--- Begin DATA SECTION ---

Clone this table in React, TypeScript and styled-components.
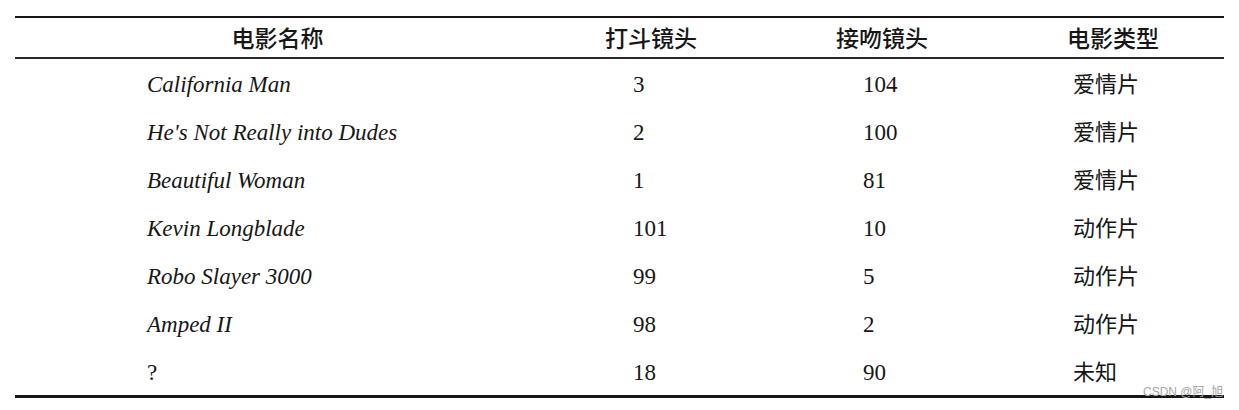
import React from "react";
import styled, { createGlobalStyle } from "styled-components";

const GlobalStyle = createGlobalStyle`
  html, body {
    margin: 0;
    padding: 0;
    background: #ffffff;
  }
  body {
    font-family: "Liberation Serif", "Noto Sans CJK SC", serif;
    color: #151515;
  }
`;

const Page = styled.div`
  position: relative;
  width: 1239px;
  height: 410px;
  padding: 16px 15px 0 15px;
  box-sizing: border-box;
`;

const Table = styled.table`
  width: 1209px;
  border-collapse: collapse;
  table-layout: fixed;
  border-top: 2px solid #161616;
  border-bottom: 3px solid #161616;
`;

const HeadRow = styled.tr`
  height: 39px;
  border-bottom: 2px solid #2a2a2a;
`;

const HeadCell = styled.th`
  padding: 0;
  text-align: center;
  vertical-align: middle;
  font-family: "Noto Sans CJK SC", sans-serif;
  font-size: 23px;
  font-weight: 500;
  line-height: 39px;
  color: #161616;
`;

const Row = styled.tr`
  height: 48px;
`;

const Cell = styled.td<{ $pad: number; $kind?: "title" | "num" | "cjk" }>`
  padding: ${(p) => (p.$kind === "cjk" ? "0 0 2px" : "3px 0 0")} ${(p) => p.$pad}px;
  height: ${(p) => (p.$kind === "cjk" ? "46px" : "45px")};
  box-sizing: content-box;
  vertical-align: middle;
  text-align: left;
  white-space: nowrap;
  line-height: ${(p) => (p.$kind === "cjk" ? "46px" : "45px")};
  color: #161616;
  font-family: ${(p) =>
    p.$kind === "cjk"
      ? `"Noto Sans CJK SC", sans-serif`
      : `"Liberation Serif", "Noto Sans CJK SC", serif`};
  font-size: ${(p) => (p.$kind === "cjk" ? "22px" : "23px")};
  font-style: ${(p) => (p.$kind === "title" ? "italic" : "normal")};
`;

const Watermark = styled.div`
  position: absolute;
  left: 1143px;
  top: 384px;
  font-family: "Liberation Sans", "Noto Sans CJK SC", sans-serif;
  font-size: 12px;
  line-height: 16px;
  color: #a6a6a6;
  white-space: nowrap;
`;

type Movie = { title: string; fights: string; kisses: string; genre: string; plain?: boolean };

const movies: Movie[] = [
  { title: "California Man", fights: "3", kisses: "104", genre: "爱情片" },
  { title: "He's Not Really into Dudes", fights: "2", kisses: "100", genre: "爱情片" },
  { title: "Beautiful Woman", fights: "1", kisses: "81", genre: "爱情片" },
  { title: "Kevin Longblade", fights: "101", kisses: "10", genre: "动作片" },
  { title: "Robo Slayer 3000", fights: "99", kisses: "5", genre: "动作片" },
  { title: "Amped II", fights: "98", kisses: "2", genre: "动作片" },
  { title: "?", fights: "18", kisses: "90", genre: "未知", plain: true },
];

export default function App() {
  return (
    <>
      <GlobalStyle />
      <Page>
        <Table>
          <colgroup>
            <col style={{ width: 525 }} />
            <col style={{ width: 222 }} />
            <col style={{ width: 240 }} />
            <col style={{ width: 222 }} />
          </colgroup>
          <thead>
            <HeadRow>
              <HeadCell>电影名称</HeadCell>
              <HeadCell>打斗镜头</HeadCell>
              <HeadCell>接吻镜头</HeadCell>
              <HeadCell>电影类型</HeadCell>
            </HeadRow>
          </thead>
          <tbody>
            {movies.map((m) => (
              <Row key={m.title}>
                <Cell $pad={132} $kind={m.plain ? "num" : "title"}>
                  {m.title}
                </Cell>
                <Cell $pad={93} $kind="num">
                  {m.fights}
                </Cell>
                <Cell $pad={101} $kind="num">
                  {m.kisses}
                </Cell>
                <Cell $pad={71} $kind="cjk">
                  {m.genre}
                </Cell>
              </Row>
            ))}
          </tbody>
        </Table>
        <Watermark>CSDN @阿_旭</Watermark>
      </Page>
    </>
  );
}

--- End DATA SECTION ---

TASK INSTRUCTIONS » For the data above, state only how many lines include the word "React".

FINISHED ANSWER » 2